Challenges and the Status of Superconducting Single Flux Quantum Technology
Naveen Kumar Katam, Jamil Kawa and Massoud Pedram
ABSTRACT
Design and manufacturing of superconductive electronics have been evolving over the past three decades with significant progress made in related fields. Rapid single flux quantum (RSFQ) logic circuits have become popular among superconductive logic families and its energy-efficient variants (ERSFQ and eSFQ) have shown promise as an ultra lowpower and high-speed circuit fabric. SFQ circuits have been demonstrated at tens of GHz with an energy consumption of an attojoule per gate. There are many differences between SFQ and conventional CMOS circuits.
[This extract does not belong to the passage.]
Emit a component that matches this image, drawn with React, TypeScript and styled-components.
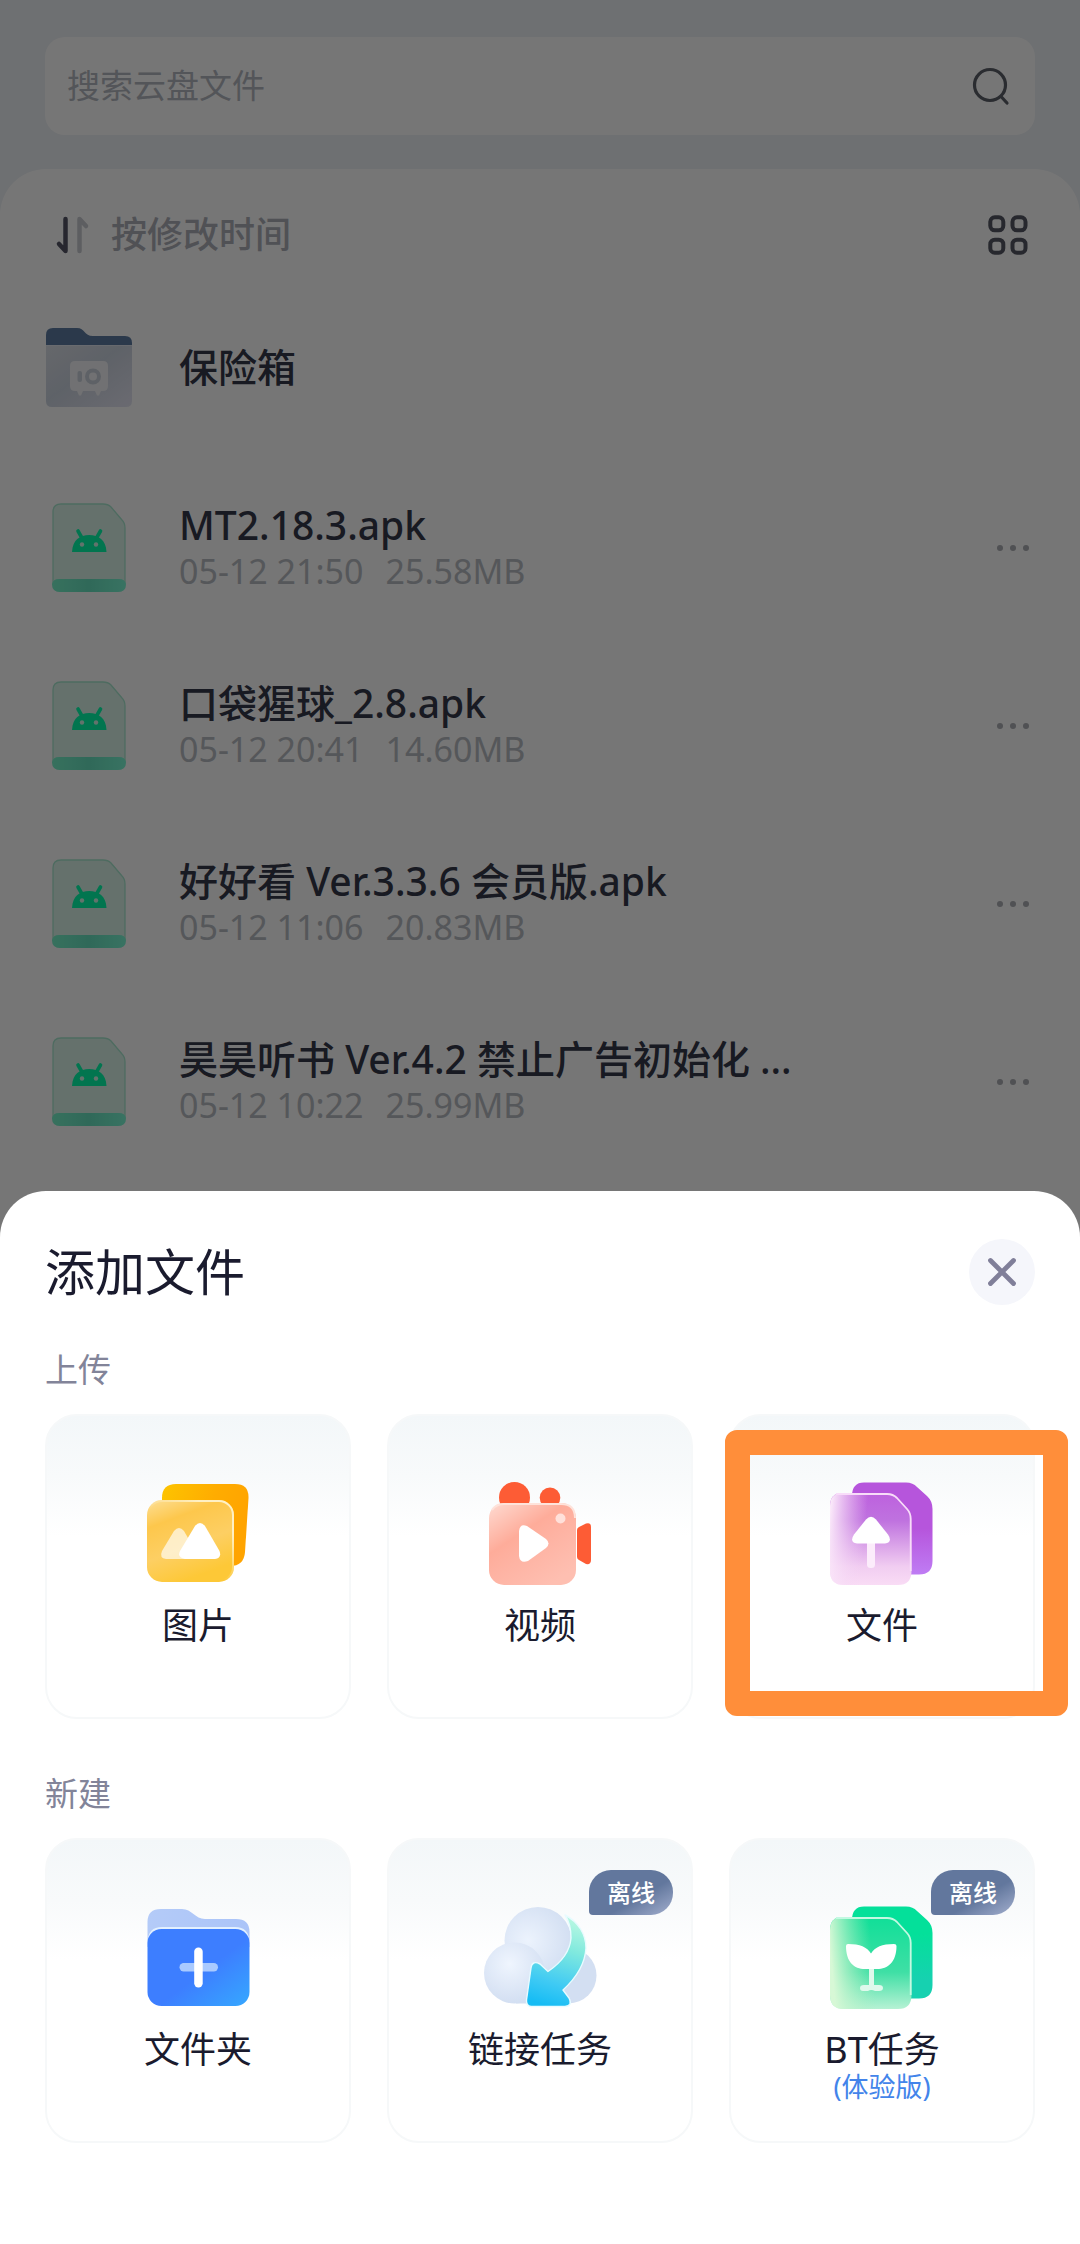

SFQ logic circuits are based on the manipulation of the quantized magnetic flux pulses. Most of the logic gates are sequential in nature requiring the clock to be distributed to every logic gate. SFQ logic gates have no gain and hence splitters are needed to drive multiple fanouts. Design and successful demonstration of a controllable superconducting switch and a compact reliable memory element have evaded researchers so far. This paper starts by describing key differences between SFQ logic and conventional CMOS and concludes by listing key challenges that must be overcome to achieve the very large scale integration of SFQ circuits and make the demonstration of a superconductive CPU a reality.
Keywords: Cryogenic computing, ERSFQ, Josephson junctions, superconductive electronics.